The thing is that if one assumes AC (and hence well-ordering of all sets) then there NO other cardinalities except of the form $\aleph_{\alpha}$, where $\alpha$ is an entirely arbitrary ordinal (but the entirety of all ordinals themselves isn't a set ... and I think perhaps this is what the linked thread in post#2 was about). So we can absolutely write something like:
$card(\omega_{\omega_1})=\aleph_{\omega_1}$
just like we can write:
$card(\omega)=\aleph_{0}$
$card(\omega_{1})=\aleph_{1}$
$card(\omega_{2})=\aleph_{2}$
etc.

If GCH is true - OK we cannot know that - let's us suppose it is true, then we consider a sequence of sets starting with the natural numbers and repeatedly defining the power set. The first one corresponds to the reals, which are uncountable. To each power set there is an Aleph. If GCH is true then they are consecutive in the sense that there are no intermediate Alephs larger than the cardinality of any of the and its power set. Then the Alephs are countable.

I am thinking that you are assuming AC ... the situation is much more complicated without it ... and honestly I have no idea about it in that case.
In any case, I am still skeptical of this. You are assuming that you can repeat powerset operation only countable number of times. But I don't know why this can be assumed. More specifically, I am not clear why any of this would have any bearing on existence of $\omega_{\omega_1}$ which I described as an example of set which shows that the alephs are not countable.

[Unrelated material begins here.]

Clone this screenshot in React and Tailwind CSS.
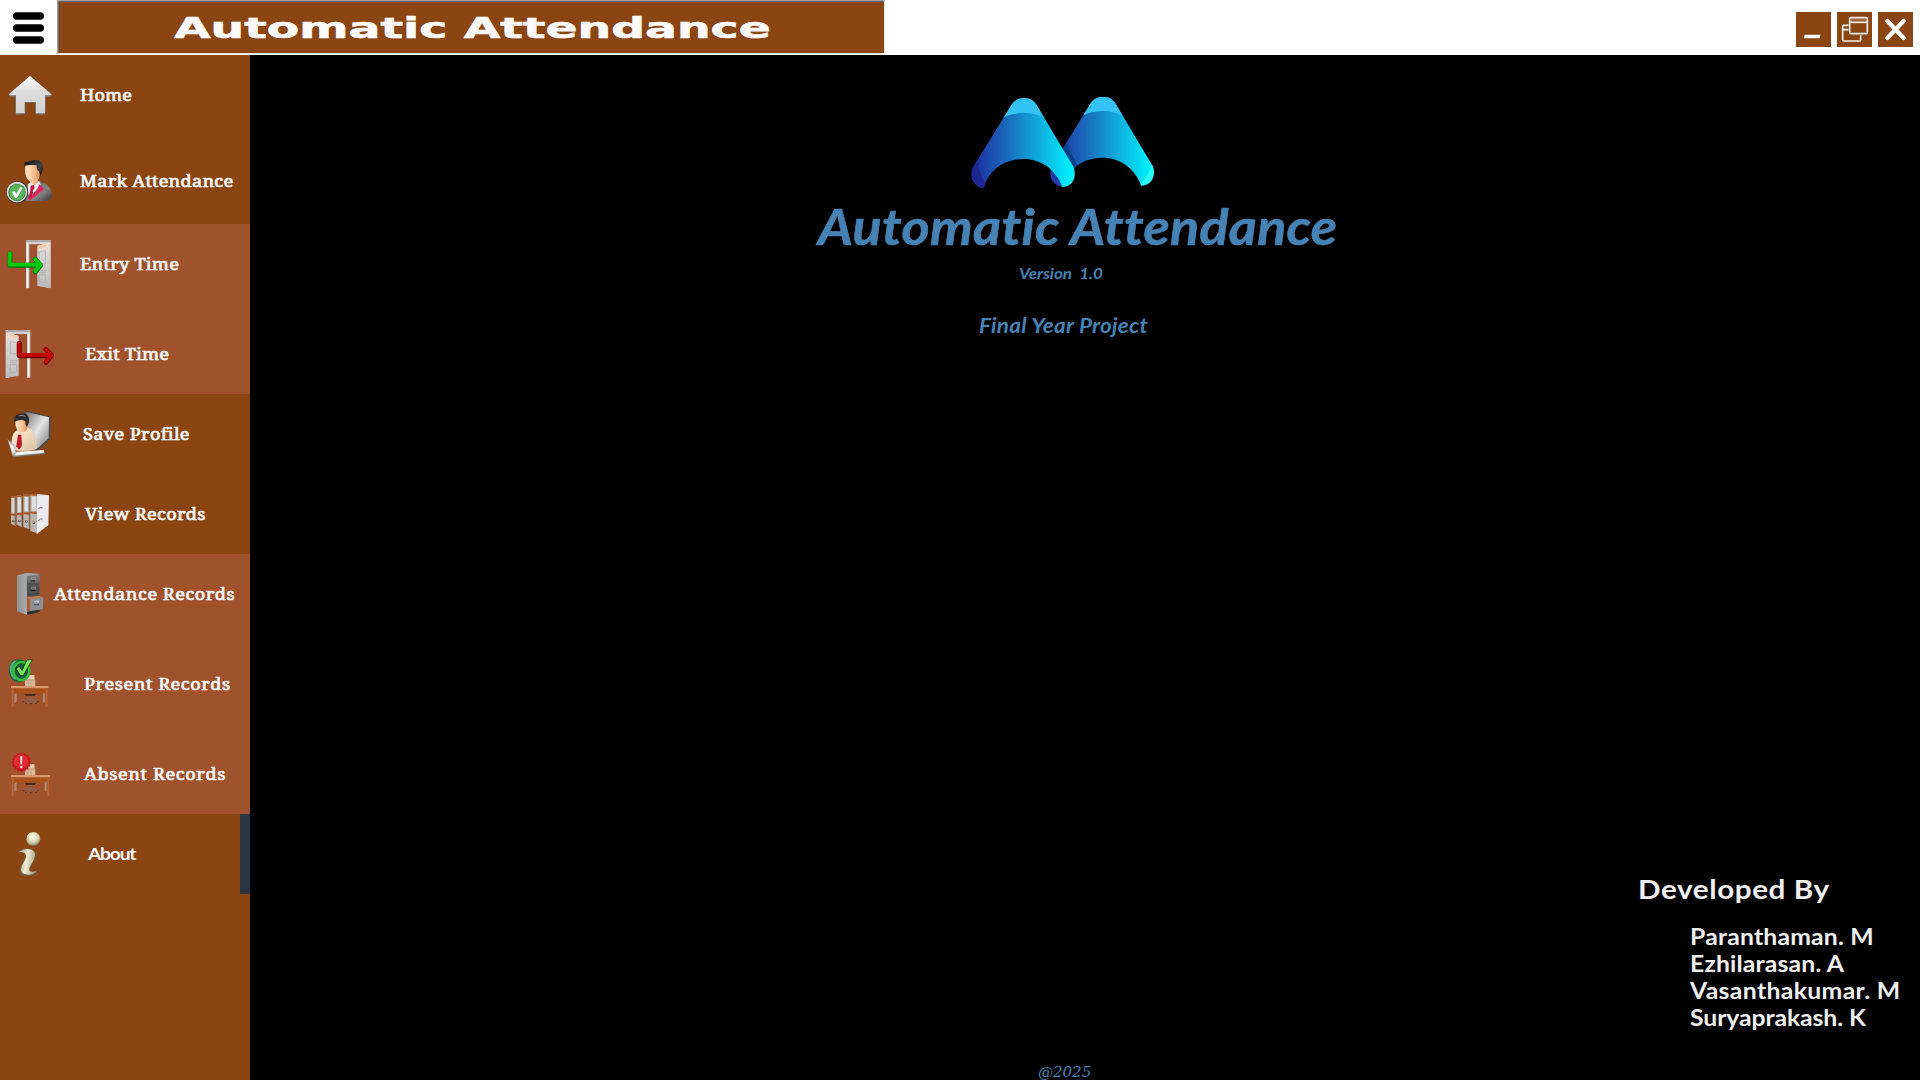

FWIW, I cannot conceive of what kind of set would have cardinality greater than Aleph-0 but less than C(P(N)). I am uncomfortable with that possibility rather more than I am uncomfortable wit the unprovability of CH. I am happy to suppose CH and GCH are true, in which case the Alephs are countable.

Once again, assume AC. suppose we have $card(\mathbb{R})=\aleph_2$. Here is a set with cardinality greater than Aleph-0 but less than Card(P(N)) ... $\omega_1$. More specifically $card(\omega_1)=\aleph_1$.
The only difference with CH being true is that there "exists" a bijection between $\mathbb{R}$ and $\omega_1$.P.S. Also assuming we are talking about traditional set theory here, not anything alternative.